What to do —
Report how many lines of the listing below include the word "with". Give nothing but the number.

Items listed in a dataset —
BEGIN
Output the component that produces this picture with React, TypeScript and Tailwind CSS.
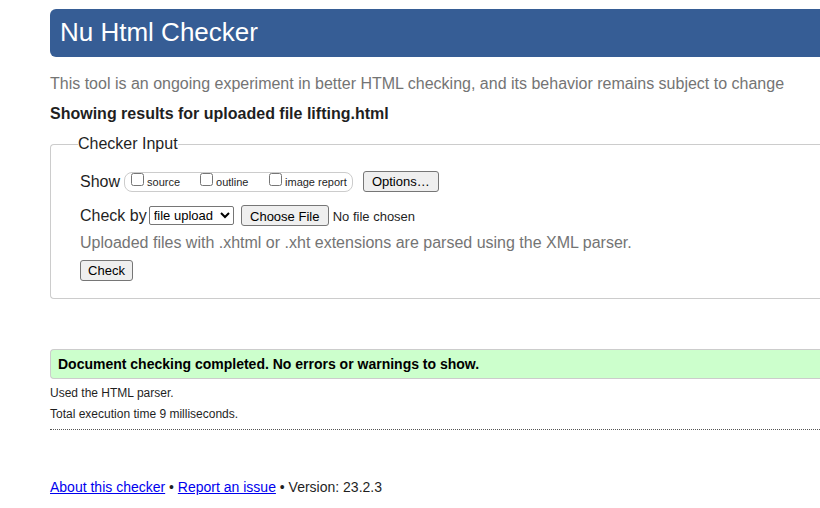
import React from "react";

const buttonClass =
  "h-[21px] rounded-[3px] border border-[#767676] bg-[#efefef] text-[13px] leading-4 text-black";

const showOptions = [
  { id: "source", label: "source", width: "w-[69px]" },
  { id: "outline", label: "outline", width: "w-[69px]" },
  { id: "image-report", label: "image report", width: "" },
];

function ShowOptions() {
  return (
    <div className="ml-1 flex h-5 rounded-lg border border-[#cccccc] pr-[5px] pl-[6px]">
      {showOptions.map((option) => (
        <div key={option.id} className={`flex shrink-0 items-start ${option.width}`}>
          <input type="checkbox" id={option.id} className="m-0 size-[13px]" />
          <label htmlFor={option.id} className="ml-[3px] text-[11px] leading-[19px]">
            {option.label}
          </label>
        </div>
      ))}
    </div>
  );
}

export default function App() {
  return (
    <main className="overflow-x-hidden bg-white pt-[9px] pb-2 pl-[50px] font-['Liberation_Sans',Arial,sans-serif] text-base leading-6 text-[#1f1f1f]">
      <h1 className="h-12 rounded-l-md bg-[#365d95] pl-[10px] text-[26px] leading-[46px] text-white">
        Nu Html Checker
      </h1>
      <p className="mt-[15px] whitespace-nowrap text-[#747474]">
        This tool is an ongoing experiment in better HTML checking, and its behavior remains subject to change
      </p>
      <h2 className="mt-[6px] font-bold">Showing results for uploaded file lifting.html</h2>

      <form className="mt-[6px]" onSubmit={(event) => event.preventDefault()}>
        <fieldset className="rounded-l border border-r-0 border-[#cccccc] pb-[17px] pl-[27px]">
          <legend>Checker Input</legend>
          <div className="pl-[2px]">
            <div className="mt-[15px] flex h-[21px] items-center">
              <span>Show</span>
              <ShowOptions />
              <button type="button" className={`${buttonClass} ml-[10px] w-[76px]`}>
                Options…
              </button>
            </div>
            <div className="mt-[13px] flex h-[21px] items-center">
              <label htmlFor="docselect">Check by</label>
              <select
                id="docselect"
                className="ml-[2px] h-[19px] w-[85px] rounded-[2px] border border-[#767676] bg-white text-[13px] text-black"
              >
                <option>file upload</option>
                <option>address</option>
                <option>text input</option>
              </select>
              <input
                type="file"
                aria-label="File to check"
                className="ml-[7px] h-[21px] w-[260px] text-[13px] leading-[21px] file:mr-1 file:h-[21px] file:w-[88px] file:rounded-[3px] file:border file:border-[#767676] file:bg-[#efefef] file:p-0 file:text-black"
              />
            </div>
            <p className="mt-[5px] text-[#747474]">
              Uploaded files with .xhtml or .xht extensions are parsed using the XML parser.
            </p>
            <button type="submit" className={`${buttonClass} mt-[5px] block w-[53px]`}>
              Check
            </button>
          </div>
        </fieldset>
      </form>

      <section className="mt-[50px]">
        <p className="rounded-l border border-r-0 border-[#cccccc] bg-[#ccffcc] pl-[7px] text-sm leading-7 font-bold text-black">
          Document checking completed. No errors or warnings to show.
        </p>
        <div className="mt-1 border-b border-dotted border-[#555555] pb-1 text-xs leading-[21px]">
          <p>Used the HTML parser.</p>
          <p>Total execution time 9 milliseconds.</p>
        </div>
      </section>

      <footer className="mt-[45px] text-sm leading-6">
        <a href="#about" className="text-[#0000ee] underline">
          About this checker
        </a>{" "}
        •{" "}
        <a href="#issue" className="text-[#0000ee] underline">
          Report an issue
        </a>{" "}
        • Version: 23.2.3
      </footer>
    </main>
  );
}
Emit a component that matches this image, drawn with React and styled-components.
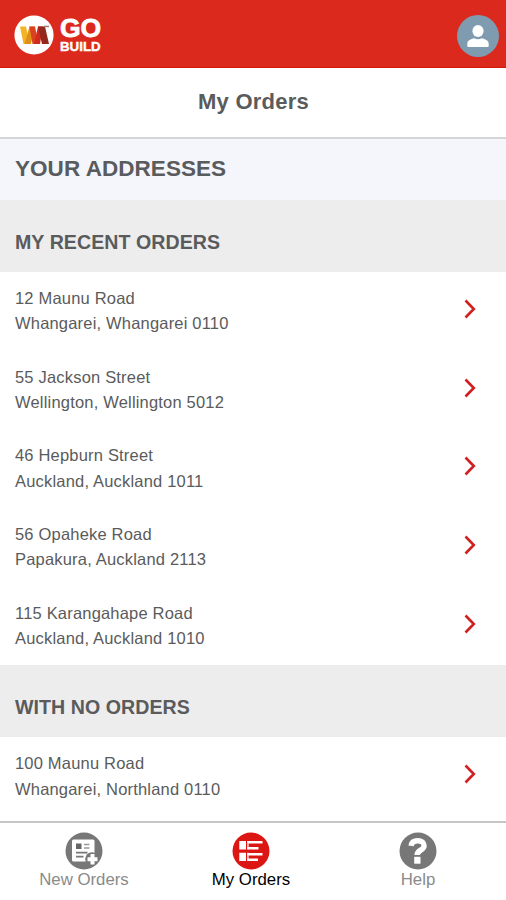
END
Response —
3